|We don't bite newbies here... much|
collect data from web pages and insert into mysqlby SteinerKD (Acolyte)
|on Jul 30, 2010 at 15:14 UTC||Need Help??|
SteinerKD has asked for the wisdom of the Perl Monks concerning the following question:
First, sorry for the long post and clueless nature.
I have set myself a task to create a script that can collect data from web pages and insert them into a MySQL database. I'm a complete noob at this though and not even sure what language I need (to learn), but think perl might be it. What I ask now is not for you to tell me whow to do it, only if it's feasible or if I'm barking up the wrong tree (pointers on where to find relevant information is wellcome though.
First step would be to export a list of pids to be processed, each paired with the last sid processed for the pid.
The script would read the list and set the first pid in list as current.
Next step would be for it to add current pid to a URL and load that page containing a list.
From this page a list of sids needs to be collected untill I hit the "last processed" one, these might be spread over several pages so it need to keep going either until it finds "last processed" or there's no further pages to load (a fail I guess).
Next is the new sid list created in the previous step, each one need to be processed and data collected some basic data is collected frrom each sid and then 2 possible (but not always excistant) lists.
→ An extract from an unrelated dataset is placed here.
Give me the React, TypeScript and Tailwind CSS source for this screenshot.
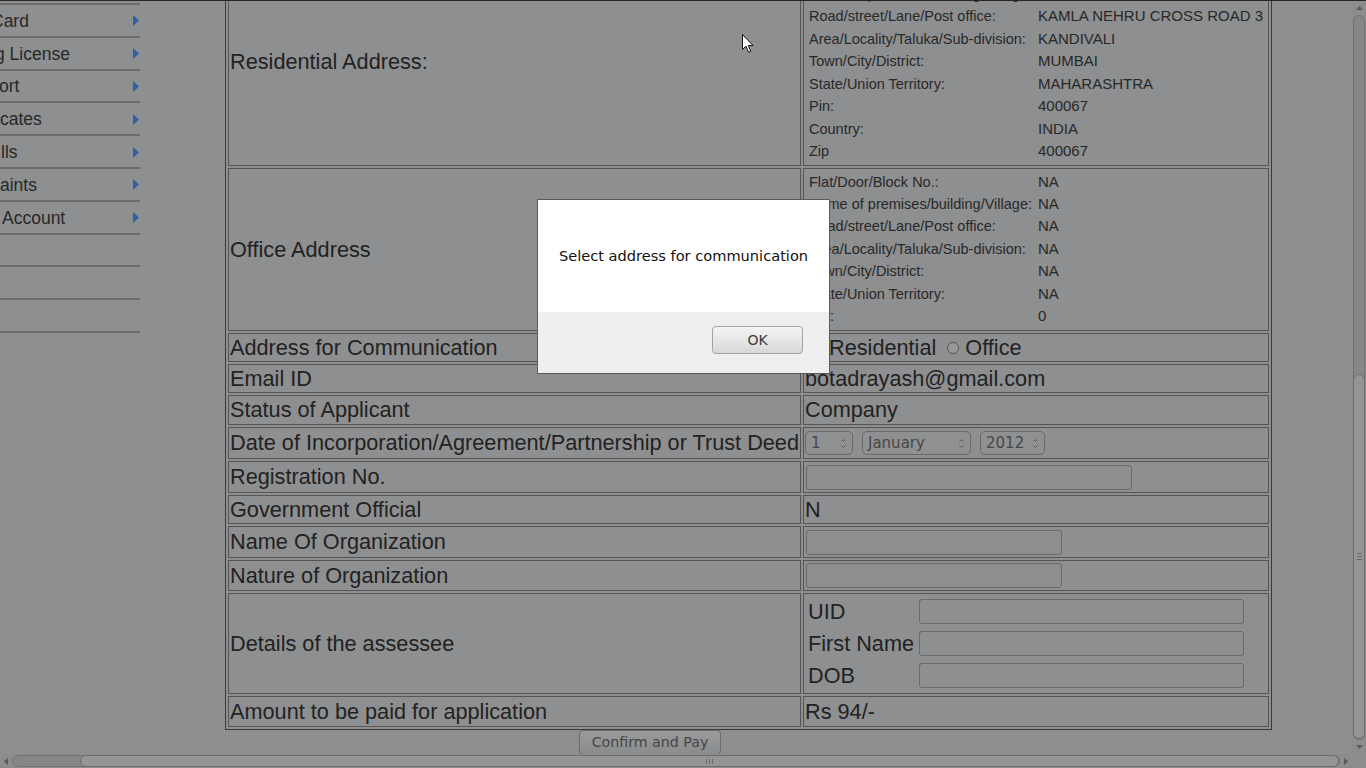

The basic data collected for the sid cotains two values to be set as variables, these decides how many data blocks needs to be collected lower down on the page.
Go to first type block, collect the data I want and repeat as many times as variable says.
Go to second type block and repeat.
Store the data collected from previous in a textfile named after pid, it should contain 4 sections of data to be inserted into 4 databases.
First section update the pid with new last processed.
Second section add sids with info to DB.
Third section add the data from type 1 blocks on sid pages to DB.
Fourth section section add the data from type 2 blocks on sid pages to DB.
Close the file, load next pid from list and repeat the process until pid list is empty.
A guess a bonus at the end would be if it could also insert all the data collected into the db as well.
Is this something perl would be suitable for or is there a better choise?
My system is Win 7 64bit btw, running MySQL 5.1 and strawberry perl 5.12.